One more thing about Apple’s App Store loss to Epic Games: the timing of the court’s decision couldn’t be more pointed.
The court’s decision arrived just one day before Apple is set to report its quarterly earnings. While the ruling won’t affect Apple’s performance over the past three months, it lands at a moment when analysts are focused on the company’s financial outlook — especially its fastest-growing segment: services.
Apple’s Services division now accounts for nearly a quarter of its annual revenue. The company doesn’t disclose how much comes from the App Store specifically, but it’s widely believed to be one of the most profitable components, driven by commissions on app sales and in-app purchases.

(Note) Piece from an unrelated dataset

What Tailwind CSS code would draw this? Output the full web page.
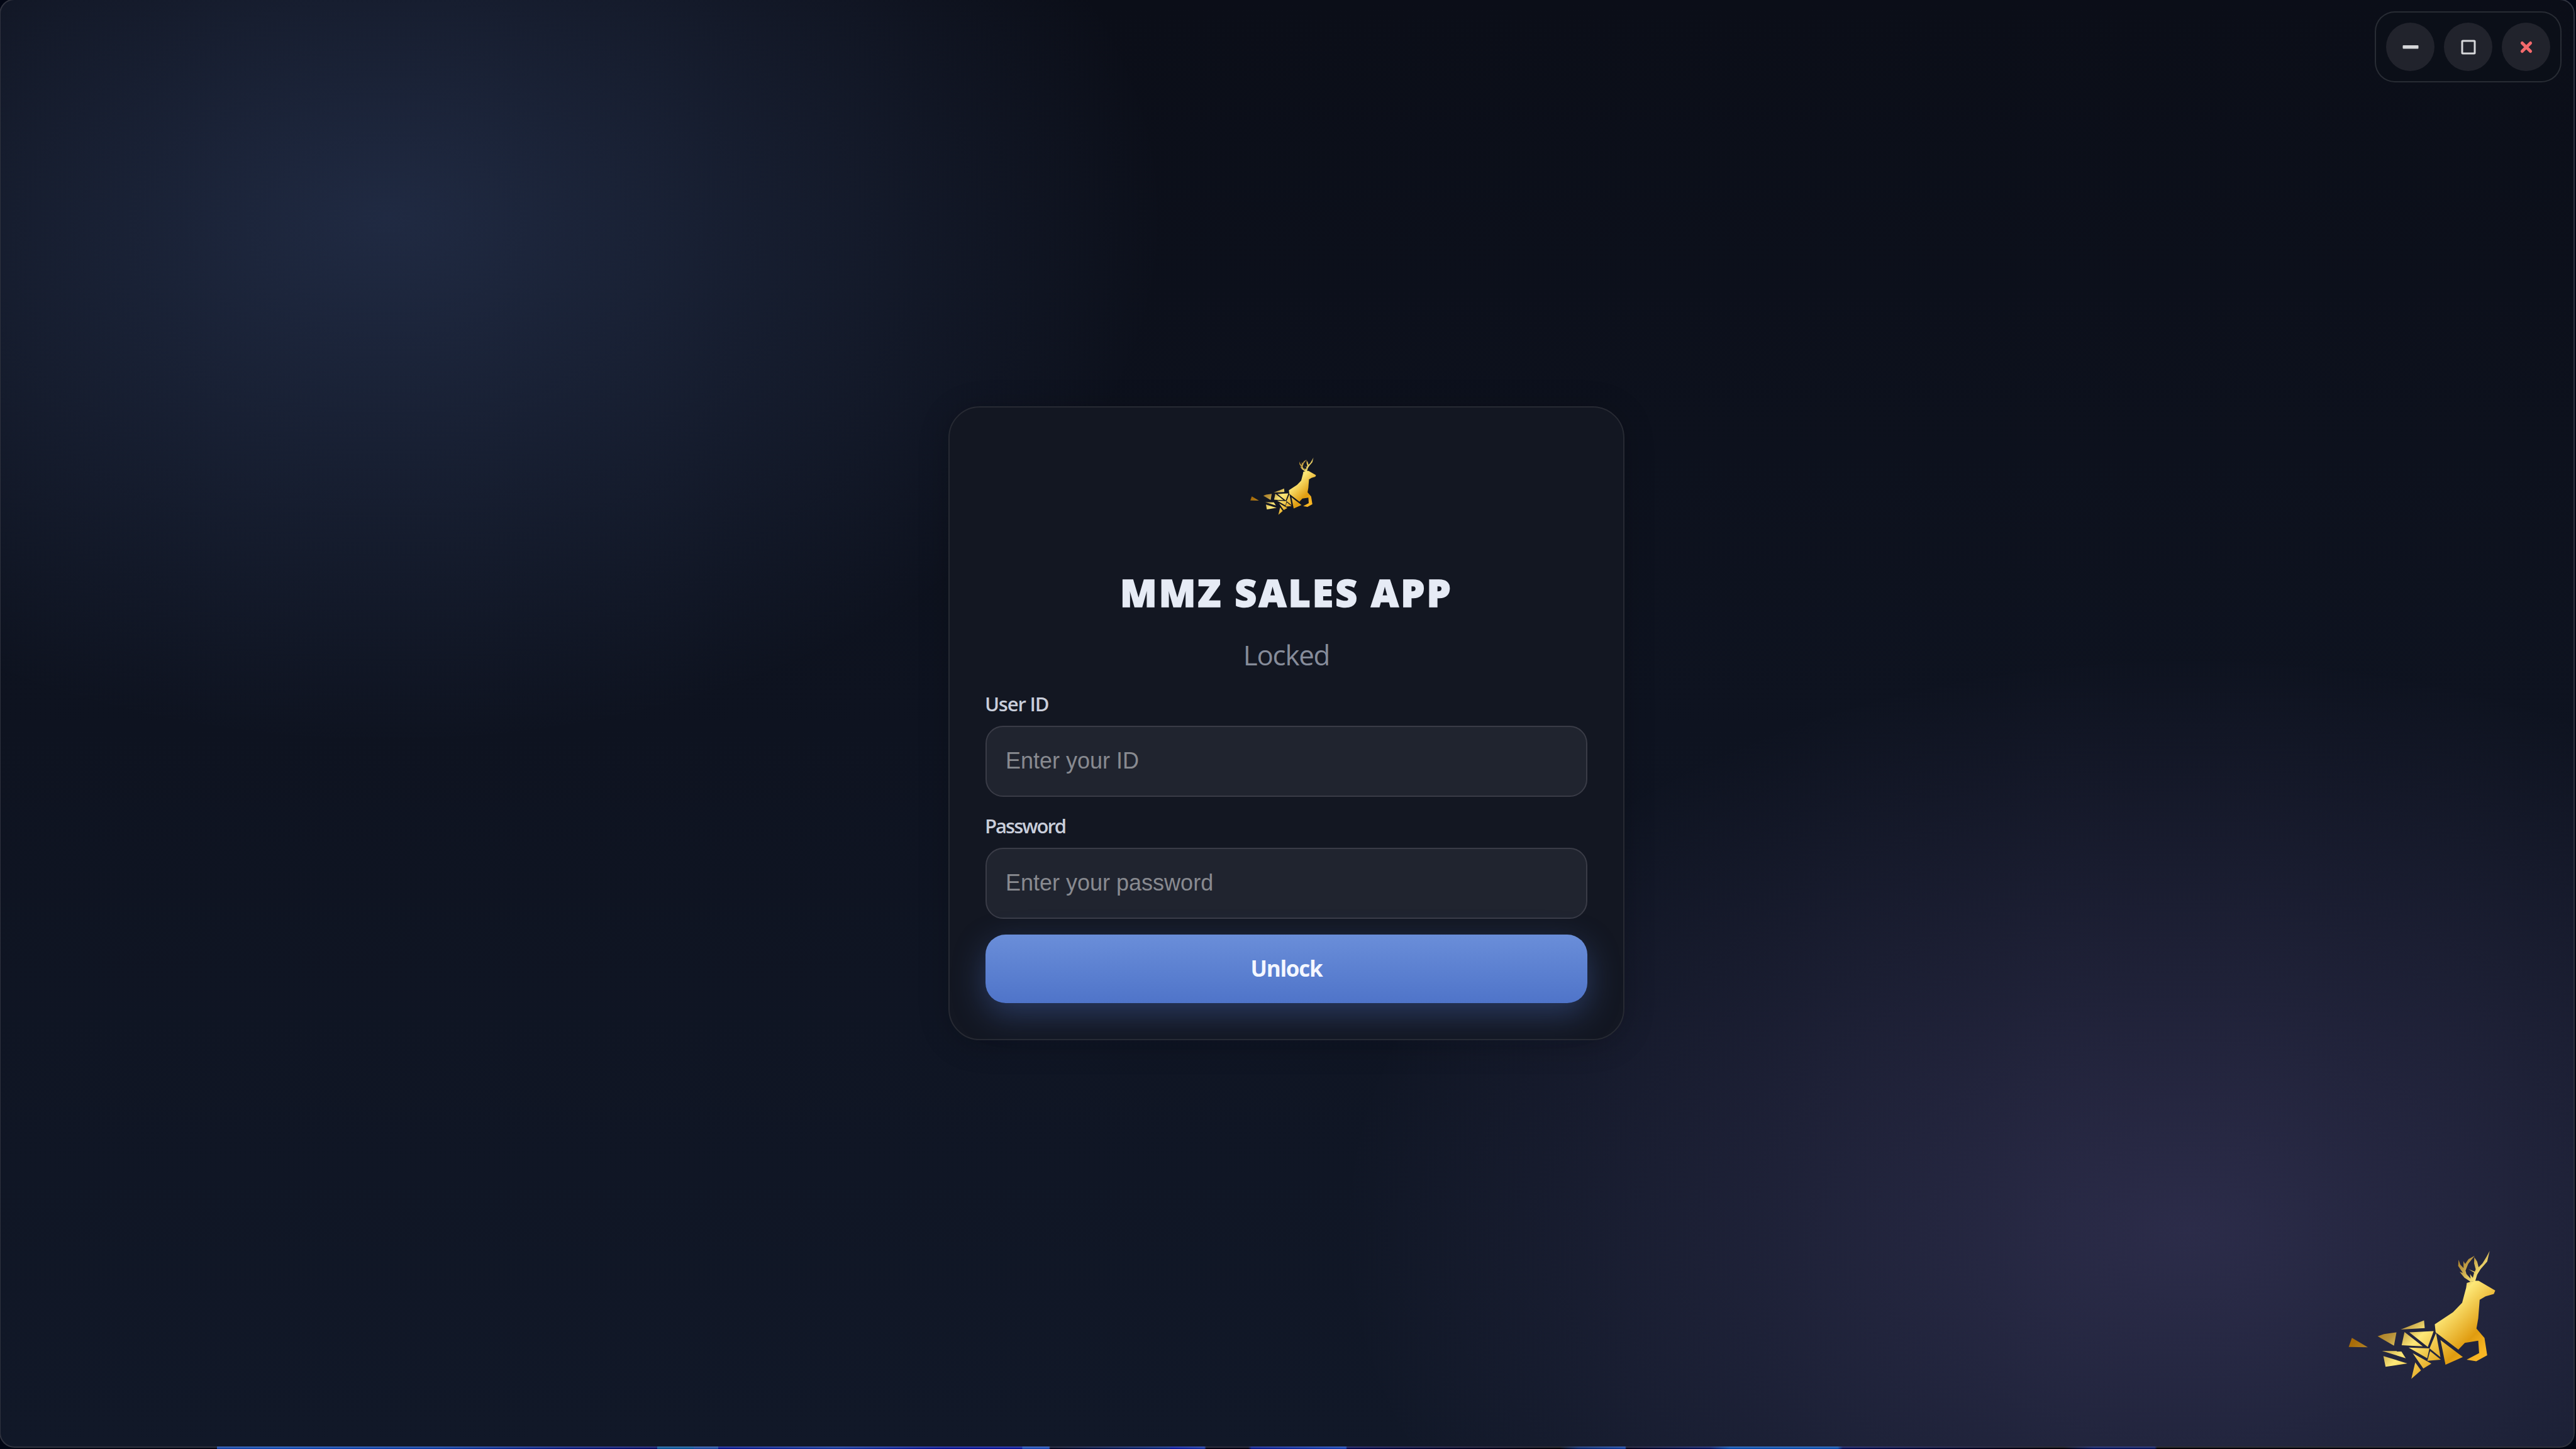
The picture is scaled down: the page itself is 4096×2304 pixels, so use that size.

Until just a few years ago, Apple didn’t allow developers to even mention that digital goods could be purchased outside their apps. Amazon, for instance, opted not to sell ebooks in its Kindle app to avoid Apple’s cut. The same holds true for Netflix and Spotify, which continue to steer clear of in-app purchases on iOS.
Epic Games changed that. After a years-long legal battle, a federal judge forced Apple to allow developers to tell users about web-based purchasing and to link to external sites. But Apple’s response was to add full-page warning screens, limit developers to one static link per app, and tack on a 27% commission for transactions that originated from those links.
Apple fought hard to defend its App Store revenue — and tomorrow it will have to face questions about what it expects to lose. Regardless of how strong last quarter’s numbers are, this latest legal defeat is guaranteed to come up.
Between Trump-era tariffs, ongoing questions around iPhone manufacturing in China, and the rollout of Apple Intelligence, there was already plenty to watch going into this earnings call. Now, Apple’s courtroom clash with Epic adds yet another layer.